La rencontre entre Grégory Doucet et Gérald Darmanin le 9 septembre 2021 était censée apaiser un climat électrique entre les deux hommes depuis plusieurs semaines. Mais il n'en fut rien, leurs visions de la sécurité s'opposent et Lyon semble devenu un épicentre de la communication politique à l'échelle nationale
Après plusieurs mois de crispations sur les questions de sécurité de Lyon, le ministre de l'Intérieur Gérald Darmanin a pu s'expliquer vendredi avec le maire écologiste Grégory Doucet, mais les deux hommes semblent surtout s'être accordés sur leurs divergences.
Le ministre a d'emblée donné de ton de cette visite dans la capitale des Gaules en prenant tout le monde de court dans la matinée avec une déambulation impromptue dans le quartier sensible de La Guillotière, où la présence policière a été renforcée ces derniers mois.
"Je ne souhaite pas que Lyon devienne le terrain de jeu d'un ministre candidat"
Une manière de vanter son bilan moyennement appréciée par l'édile EELV. "Je ne souhaite pas que Lyon devienne le terrain de jeu d'un ministre candidat", a tonné devant la presse Grégory Doucet, d'autant plus courroucé qu'il avait initialement proposé - sans succès - au ministre de se rendre dans ce quartier en sa compagnie.
Cette zone cosmopolite proche de l'hyper-centre de Lyon polarise depuis plusieurs mois l'attention médiatique et donne des maux de tête aux autorités, du fait d'une recrudescence des petits trafics, agressions et incivilités. Ces neufs derniers mois, les opérations de police s'y multiplient et semblent porter leurs fruits.
Des extraits vidéo de la promenade matinale de M. Darmanin ont été diffusés sur son compte Twitter. "Ne vous inquiétez pas", "on ne lâche rien", a-t-il lancé à quelques commerçants et riverains sur son passage. Un peu plus tard, le ministre s'est félicité d'une baisse de 54% des vols et violences contre les personnes et les biens cet été dans le quartier.
Une rencontre "très franche"
À la mi-journée, les deux hommes se sont entretenus pendant 1H15 à l'Hôtel de Ville.

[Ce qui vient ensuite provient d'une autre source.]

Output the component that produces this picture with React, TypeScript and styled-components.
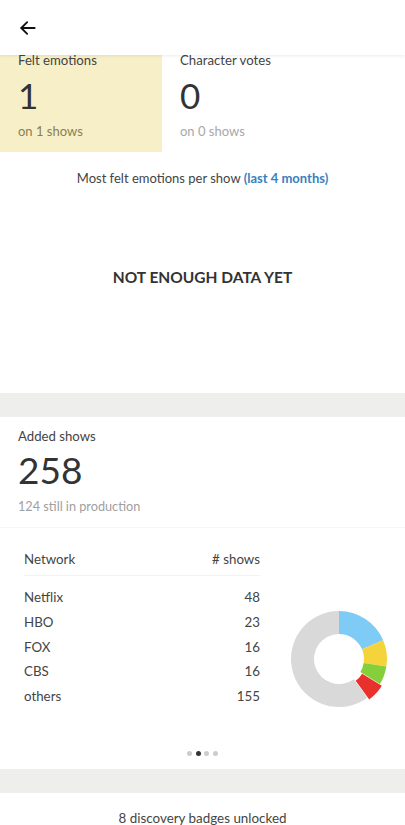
import * as React from 'react';
import styled, { createGlobalStyle } from 'styled-components';

const GlobalStyle = createGlobalStyle`
  html, body {
    margin: 0;
    padding: 0;
    background: #ffffff;
    font-family: Lato, "Open Sans", sans-serif;
    color: #333333;
  }
`;

const Page = styled.div`
  width: 405px;
  height: 825px;
  overflow: hidden;
  background: #ffffff;
  position: relative;
`;

const Header = styled.header`
  height: 55px;
  display: flex;
  align-items: center;
  padding-left: 18px;
  background: #ffffff;
  box-shadow: 0 1px 3px rgba(0, 0, 0, 0.08);
  position: relative;
  z-index: 1;
`;

const StatsRow = styled.div`
  display: flex;
  height: 97px;
`;

const StatCard = styled.div<{ highlight?: boolean }>`
  width: 162px;
  padding: 0 0 0 18px;
  box-sizing: border-box;
  background: ${({ highlight }) => (highlight ? '#f7efc8' : 'transparent')};
  display: flex;
  flex-direction: column;
`;

const StatLabel = styled.div`
  font-size: 13.2px;
  line-height: 15px;
  color: #444444;
  margin-top: -2px;
`;

const StatNumber = styled.div`
  font-size: 35px;
  line-height: 38px;
  color: #333333;
  margin-top: 8px;
`;

const StatSub = styled.div<{ highlight?: boolean }>`
  font-size: 13px;
  line-height: 15px;
  color: ${({ highlight }) => (highlight ? '#8a8050' : '#a8a8a8')};
  margin-top: 10px;
`;

const EmotionSection = styled.section`
  height: 241px;
  display: flex;
  flex-direction: column;
  align-items: center;
`;

const EmotionTitle = styled.div`
  margin-top: 19px;
  font-size: 13px;
  line-height: 15px;
  color: #444444;
  strong {
    color: #3a7fc0;
    font-weight: 700;
  }
`;

const EmptyNote = styled.div`
  margin-top: 82px;
  font-size: 15.5px;
  font-weight: 700;
  color: #333333;
`;

const Band = styled.div`
  height: 24px;
  background: #eeeeec;
`;

const AddedSection = styled.section`
  padding: 12px 18px 0;
  height: 111px;
  box-sizing: border-box;
  border-bottom: 1px solid #f5f5f5;
`;

const AddedLabel = styled.div`
  font-size: 13.2px;
  line-height: 15px;
  color: #444444;
`;

const AddedNumber = styled.div`
  font-size: 37px;
  line-height: 38px;
  color: #333333;
  margin-top: 7px;
`;

const AddedSub = styled.div`
  font-size: 12.7px;
  line-height: 15px;
  color: #a0a0a0;
  margin-top: 10px;
`;

const NetworkArea = styled.div`
  display: flex;
  align-items: flex-start;
  padding: 24px 0 0 24px;
  height: 241px;
  box-sizing: border-box;
  position: relative;
`;

const Table = styled.div`
  width: 236px;
  display: flex;
  flex-direction: column;
`;

const HeadRow = styled.div`
  display: flex;
  justify-content: space-between;
  font-size: 13.3px;
  line-height: 15px;
  color: #444444;
  padding-bottom: 8px;
  border-bottom: 1px solid #f3f3f3;
  margin-bottom: 14px;
`;

const Row = styled.div`
  display: flex;
  justify-content: space-between;
  font-size: 13.3px;
  line-height: 15px;
  height: 24.8px;
  color: #444444;
`;

const ChartBox = styled.div`
  margin-left: 29px;
  margin-top: 57px;
`;

const Dots = styled.div`
  position: absolute;
  left: 0;
  right: 0;
  bottom: 13px;
  display: flex;
  justify-content: center;
  gap: 3.5px;
`;

const Dot = styled.span<{ active?: boolean }>`
  width: 5px;
  height: 5px;
  border-radius: 50%;
  background: ${({ active }) => (active ? '#333333' : '#cccccc')};
`;

const BadgeLine = styled.div`
  text-align: center;
  font-size: 13.4px;
  line-height: 15px;
  color: #444444;
  padding-top: 18px;
`;

const networks = [
  { name: 'Netflix', count: 48, color: '#7ecbf6' },
  { name: 'HBO', count: 23, color: '#f5d33a' },
  { name: 'FOX', count: 16, color: '#86cf3c' },
  { name: 'CBS', count: 16, color: '#e8302c' },
  { name: 'others', count: 155, color: '#d9d9d9' },
];

function polar(cx: number, cy: number, r: number, deg: number) {
  const a = ((deg - 90) * Math.PI) / 180;
  return [cx + r * Math.cos(a), cy + r * Math.sin(a)];
}

function arcPath(cx: number, cy: number, ro: number, ri: number, a0: number, a1: number) {
  const large = a1 - a0 > 180 ? 1 : 0;
  const [x0, y0] = polar(cx, cy, ro, a0);
  const [x1, y1] = polar(cx, cy, ro, a1);
  const [x2, y2] = polar(cx, cy, ri, a1);
  const [x3, y3] = polar(cx, cy, ri, a0);
  return `M${x0} ${y0} A${ro} ${ro} 0 ${large} 1 ${x1} ${y1} L${x2} ${y2} A${ri} ${ri} 0 ${large} 0 ${x3} ${y3} Z`;
}

function Donut() {
  const total = networks.reduce((s, n) => s + n.count, 0);
  let start = 0;
  return (
    <svg width="100" height="100" viewBox="0 0 100 100">
      {networks.map((n, i) => {
        const sweep = (n.count / total) * 360;
        const a0 = start;
        const a1 = start + sweep;
        start = a1;
        const exploded = n.name === 'CBS';
        const mid = (a0 + a1) / 2;
        const [dx, dy] = exploded ? polar(0, 0, 2.5, mid) : [0, 0];
        return (
          <path
            key={i}
            d={arcPath(50 + dx, 50 + dy, 48, 25, a0, a1)}
            fill={n.color}
          />
        );
      })}
    </svg>
  );
}

function BackArrow() {
  return (
    <svg width="20" height="20" viewBox="0 0 24 24" fill="none" stroke="#111" strokeWidth="2.2" strokeLinecap="round" strokeLinejoin="round">
      <path d="M20 12H4" />
      <path d="M11 5l-7 7 7 7" />
    </svg>
  );
}

export default function App() {
  return (
    <Page>
      <GlobalStyle />
      <Header>
        <BackArrow />
      </Header>
      <StatsRow>
        <StatCard highlight>
          <StatLabel>Felt emotions</StatLabel>
          <StatNumber>1</StatNumber>
          <StatSub highlight>on 1 shows</StatSub>
        </StatCard>
        <StatCard>
          <StatLabel>Character votes</StatLabel>
          <StatNumber>0</StatNumber>
          <StatSub>on 0 shows</StatSub>
        </StatCard>
      </StatsRow>
      <EmotionSection>
        <EmotionTitle>
          Most felt emotions per show <strong>(last 4 months)</strong>
        </EmotionTitle>
        <EmptyNote>NOT ENOUGH DATA YET</EmptyNote>
      </EmotionSection>
      <Band />
      <AddedSection>
        <AddedLabel>Added shows</AddedLabel>
        <AddedNumber>258</AddedNumber>
        <AddedSub>124 still in production</AddedSub>
      </AddedSection>
      <NetworkArea>
        <Table>
          <HeadRow>
            <span>Network</span>
            <span># shows</span>
          </HeadRow>
          {networks.map((n) => (
            <Row key={n.name}>
              <span>{n.name}</span>
              <span>{n.count}</span>
            </Row>
          ))}
        </Table>
        <ChartBox>
          <Donut />
        </ChartBox>
        <Dots>
          <Dot />
          <Dot active />
          <Dot />
          <Dot />
        </Dots>
      </NetworkArea>
      <Band />
      <BadgeLine>8 discovery badges unlocked</BadgeLine>
    </Page>
  );
}
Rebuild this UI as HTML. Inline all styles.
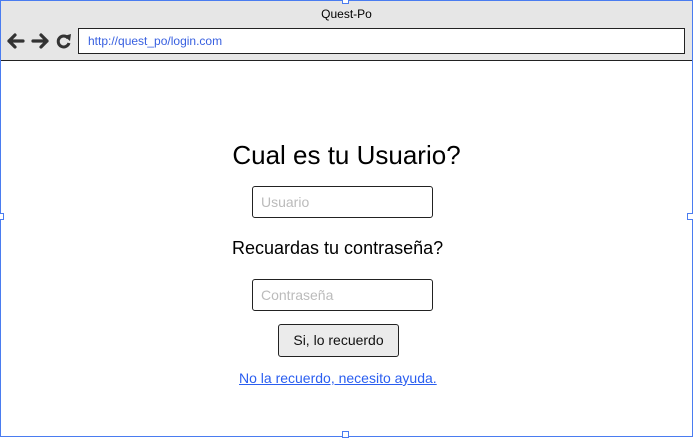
<!DOCTYPE html>
<html><head><meta charset="utf-8"><style>
body{margin:0;width:693px;height:437px;position:relative;background:#fff;font-family:"Liberation Sans",Arial,sans-serif;overflow:hidden}
.frame{position:absolute;left:0;top:0;width:691px;height:435px;border:1px solid #4a7cf0}
.bar{position:absolute;left:1px;top:1px;width:691px;height:59px;background:#e6e6e6;border-bottom:1px solid #222}
.title{position:absolute;left:0;width:693px;top:7px;text-align:center;font-size:12px;color:#000}
.addr{position:absolute;left:78px;top:28px;width:596px;height:24px;border:1px solid #222;background:#fff;font-size:12px;color:#3860e0;line-height:24px;padding-left:9px;box-sizing:content-box}
.h{position:absolute;width:5px;height:5px;border:1px solid #4a7cf0;background:#fff}
.abs{position:absolute}
.inp{position:absolute;left:252px;width:181px;height:32px;border:1px solid #222;border-radius:3px;font-size:14px;color:#bbb;line-height:31px;padding-left:8px;box-sizing:border-box}
</style></head><body>
<div class="frame"></div>
<div class="bar"></div>
<div class="title">Quest-Po</div>
<svg class="abs" style="left:6px;top:31px" width="68" height="20" viewBox="0 0 68 20">
<path d="M3 10H17M9 4L3 10L9 16" stroke="#333" stroke-width="3.2" fill="none" stroke-linecap="round" stroke-linejoin="round"/>
<path d="M41 10H27M35 4L41 10L35 16" stroke="#333" stroke-width="3.2" fill="none" stroke-linecap="round" stroke-linejoin="round"/>
<path d="M62 7A5.5 5.5 0 1 0 63 12" stroke="#333" stroke-width="3" fill="none"/>
<path d="M58 5L65 3L64 10Z" fill="#333"/>
</svg>
<div class="addr">http://quest_po/login.com</div>
<div class="h" style="left:342px;top:-3px"></div>
<div class="h" style="left:342px;top:431px"></div>
<div class="h" style="left:-3px;top:213px"></div>
<div class="h" style="left:687px;top:213px"></div>
<div class="abs" style="left:0;width:693px;top:140px;text-align:center;font-size:26px;color:#000">Cual es tu Usuario?</div>
<div class="inp" style="top:186px">Usuario</div>
<div class="abs" style="left:232px;top:238px;font-size:18px;color:#000">Recuardas tu contraseña?</div>
<div class="inp" style="top:279px">Contraseña</div>
<div class="abs" style="left:278px;top:324px;width:121px;height:33px;border:1px solid #222;border-radius:3px;background:#ebebeb;box-sizing:border-box;text-align:center;line-height:31px;font-size:14px;color:#111">Si, lo recuerdo</div>
<div class="abs" style="left:239px;top:370px;font-size:14px;color:#2a5ef0;text-decoration:underline">No la recuerdo, necesito ayuda.</div>
</body></html>
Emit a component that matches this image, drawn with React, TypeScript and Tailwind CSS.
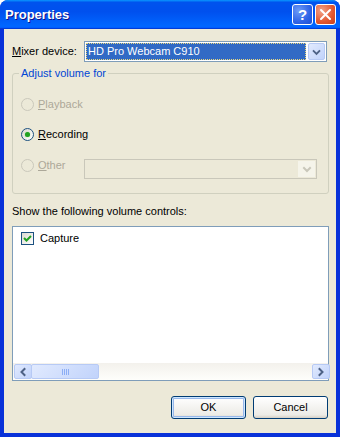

Un progrès au regard de la précédente visite ministérielle de fin juillet, qui avait été snobée par le maire écologiste.
S'il a confié déplorer des "désaccords politiques de fond" avec le ministre, M. Doucet a qualifié la rencontre de "très franche" devant la presse.
Il a indiqué avoir "rappelé" à M. Darmanin qu'il attendait de lui "qu'il pallie au désengagement passé de l'État" en augmentant les effectifs de police nationale et en agissant contre "le trafic de stupéfiants et d'armes lourdes".
Dans un point de presse séparé à la préfecture, M. Darmanin a répondu que les augmentations d'effectifs de policiers nationaux étaient "au rendez-vous" avec 285 policiers de sécurité publique supplémentaires dépêchés en 18 mois, au 31 octobre prochain.
"Ce qui était prévu en trois ans a été fait en un an et demi", a-t-il assuré, rappelant également l'envoi d'une unité de force mobile de 80 hommes à demeure, qui s'ajoutera à l'installation prochaine de quatre compagnies de CRS à Chassieu (Rhône) et de 200 agents de la Police aux frontières (PAF) affectés dans un nouveau centre de rétention administrative.
Des désaccords de fond sur la vidéosurveillance
Après avoir ironisé sur sa satisfaction d'avoir "enfin" rencontré l'élu EELV, le ministre s'est toutefois dit "très désappointé" face au refus de la mairie d'organiser le déploiement de nouvelles caméras de vidéoprotection - encore au stade de l'étude - et d'organiser le déport des images vers les terminaux de la police nationale.
"Avec aucun autre maire les choses se passent aussi difficilement sur la sécurité", a-t-il insisté, réclamant également des aménagements urbains et davantage de policiers municipaux.
Il a aussi réclamé du maire "moins d'idéologie et plus d'amour pour les policiers de la République", regrettant notamment le fait que ce dernier n'a pas personnellement rencontré trois policiers violemment pris à partie le 20 juillet par une foule à la Guillotière pendant l'interpellation d'un suspect.
De son côté M. Doucet a insisté sur le recrutement de 103 policiers municipaux depuis 2020, avec un effort budgétaire de 5 millions d'euros sur le mandat, "la généralisation" de la vidéoprotection dans la ville, et sa volonté d'œuvrer "main dans la main" avec la préfecture et la police nationale.
"On va essayer de mettre la rancune à la rivière", a conclu le ministre, écartant toute rancœur personnelle, avant d'annoncer qu'il reviendrait encore à Lyon "dans un mois et demi, pour continuer à encourager les effectifs de police nationale".